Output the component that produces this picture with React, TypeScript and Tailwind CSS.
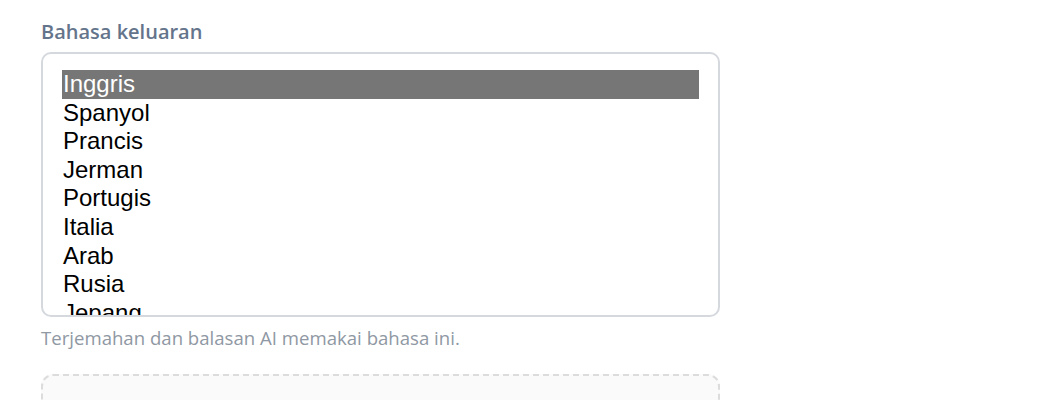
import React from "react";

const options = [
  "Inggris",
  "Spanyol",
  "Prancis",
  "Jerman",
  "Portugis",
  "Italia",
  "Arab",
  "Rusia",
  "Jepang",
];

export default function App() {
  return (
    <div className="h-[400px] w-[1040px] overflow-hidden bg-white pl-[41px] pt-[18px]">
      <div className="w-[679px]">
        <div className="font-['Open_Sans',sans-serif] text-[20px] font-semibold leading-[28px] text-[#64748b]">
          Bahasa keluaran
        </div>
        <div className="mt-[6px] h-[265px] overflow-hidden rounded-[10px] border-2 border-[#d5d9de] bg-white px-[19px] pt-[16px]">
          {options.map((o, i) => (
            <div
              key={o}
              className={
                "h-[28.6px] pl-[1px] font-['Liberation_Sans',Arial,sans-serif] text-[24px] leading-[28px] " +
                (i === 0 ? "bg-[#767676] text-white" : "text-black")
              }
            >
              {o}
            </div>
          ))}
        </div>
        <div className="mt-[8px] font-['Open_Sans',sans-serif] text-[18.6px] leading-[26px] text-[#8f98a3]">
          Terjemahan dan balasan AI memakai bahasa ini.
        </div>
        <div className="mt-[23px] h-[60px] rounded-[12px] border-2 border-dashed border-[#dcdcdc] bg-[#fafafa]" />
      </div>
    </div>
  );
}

---

* **Work required**: Repeat the material above word for word, please, apart from its images.

* **Task result**:
Output the component that produces this picture with React, TypeScript and Tailwind CSS.
import React from "react";

const options = [
  "Inggris",
  "Spanyol",
  "Prancis",
  "Jerman",
  "Portugis",
  "Italia",
  "Arab",
  "Rusia",
  "Jepang",
];

export default function App() {
  return (
    <div className="h-[400px] w-[1040px] overflow-hidden bg-white pl-[41px] pt-[18px]">
      <div className="w-[679px]">
        <div className="font-['Open_Sans',sans-serif] text-[20px] font-semibold leading-[28px] text-[#64748b]">
          Bahasa keluaran
        </div>
        <div className="mt-[6px] h-[265px] overflow-hidden rounded-[10px] border-2 border-[#d5d9de] bg-white px-[19px] pt-[16px]">
          {options.map((o, i) => (
            <div
              key={o}
              className={
                "h-[28.6px] pl-[1px] font-['Liberation_Sans',Arial,sans-serif] text-[24px] leading-[28px] " +
                (i === 0 ? "bg-[#767676] text-white" : "text-black")
              }
            >
              {o}
            </div>
          ))}
        </div>
        <div className="mt-[8px] font-['Open_Sans',sans-serif] text-[18.6px] leading-[26px] text-[#8f98a3]">
          Terjemahan dan balasan AI memakai bahasa ini.
        </div>
        <div className="mt-[23px] h-[60px] rounded-[12px] border-2 border-dashed border-[#dcdcdc] bg-[#fafafa]" />
      </div>
    </div>
  );
}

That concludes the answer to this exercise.